Mais au regard d'un contexte marqué depuis le Sommet de Vienne (1993) par la « prégnance des droits de l'homme » dans la rhétorique internationale, les ensembles économiques ne peuvent pas rester rivés sur la seule donne mercantile ou sécuritaire. La CEDEAO va opérer une seconde mutation qui sera la promotion et la protection des droits de l'homme.

(Est-il besoin de rappeler que ces domaines économique et sécuritaire ont des liens très ténus avec la question des droits de l'homme ?).
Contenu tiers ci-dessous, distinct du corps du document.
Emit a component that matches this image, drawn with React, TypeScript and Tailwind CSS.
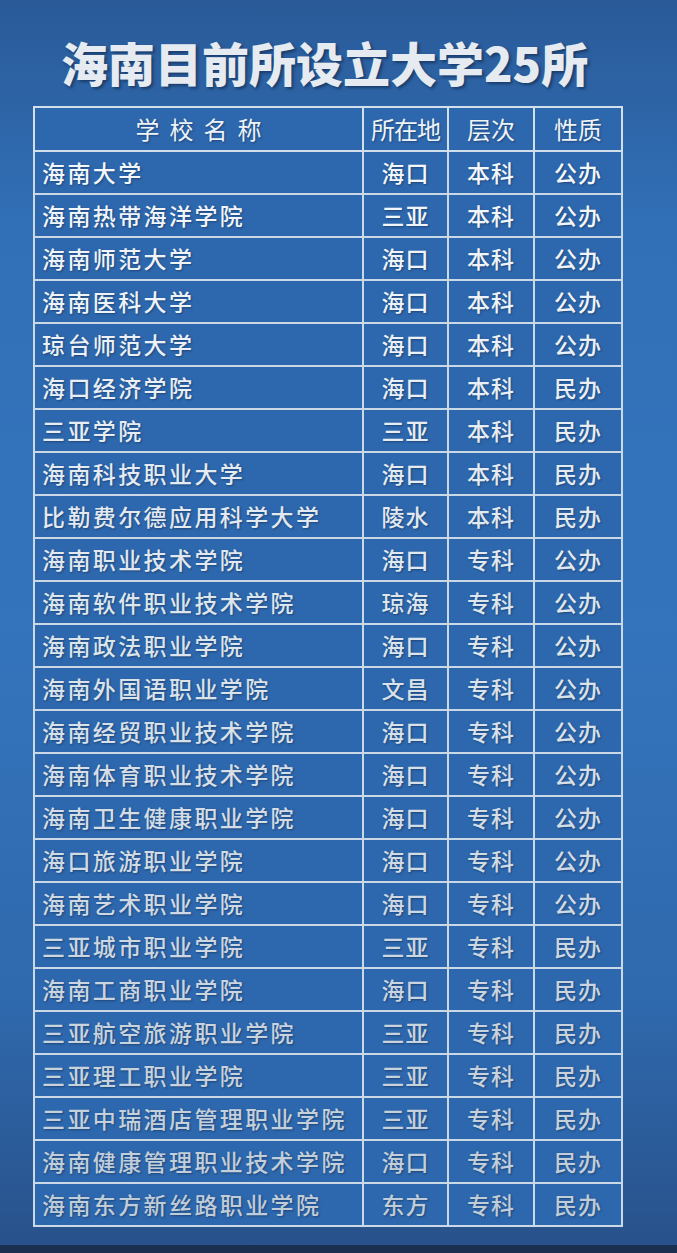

C'est dire à ce niveau que le plaidoyer pour relever le défi d'une intégration réussie ne peut se réaliser sans prise en compte des principes démocratiques qui promeuvent le respect des droits de l'homme.

Il faut donc constater que c'est récemment que les droits de l'homme sont devenus un objet de la CEDEAO. Le traité initial instituant la CEDEAO dans ses 65 articles ne faisait référence dans aucune de ses dispositions à la notion des droits humains. Ce sont les protocoles de 1985 et de 19869(*) qui vont introduire la notion expressisverbis dans l'ordre juridique communautaire mais de façon timide. C'est dans la Déclaration de Principes politiques de 199110(*) que la Communauté marque sa forte imprégnation au respect des droits humains, plus fondamentalement son attachement à l'Etat de droit, socle de toute bonne gouvernance. Les Etats membres sont ainsi « déterminés à conjuguer (leurs) efforts en vue de promouvoir la démocratie dans la sous- région sur la base du pluralisme politique et du respect des droits fondamentaux de l'homme tels que contenus dans les instruments internationaux en matière de droits de l'homme universellement reconnus et dans la Charte Africaine des Droits de l'Homme et des Peuples ». Ces principes fondamentaux auxquels ont adhéré les Chefs d'Etat et de Gouvernement ont été incorporés au Traité révisé de la CEDEAO en 1993. Le Traité révisé fait spécifiquement référence aux droits de l'homme dès son préambule11(*). La Communauté s'engage en effet à faire respecter, à promouvoir et à protéger les droits de l'homme dans chaque Etat membre conformément à la Charte Africaine des Droits de l'Homme et des Peuples.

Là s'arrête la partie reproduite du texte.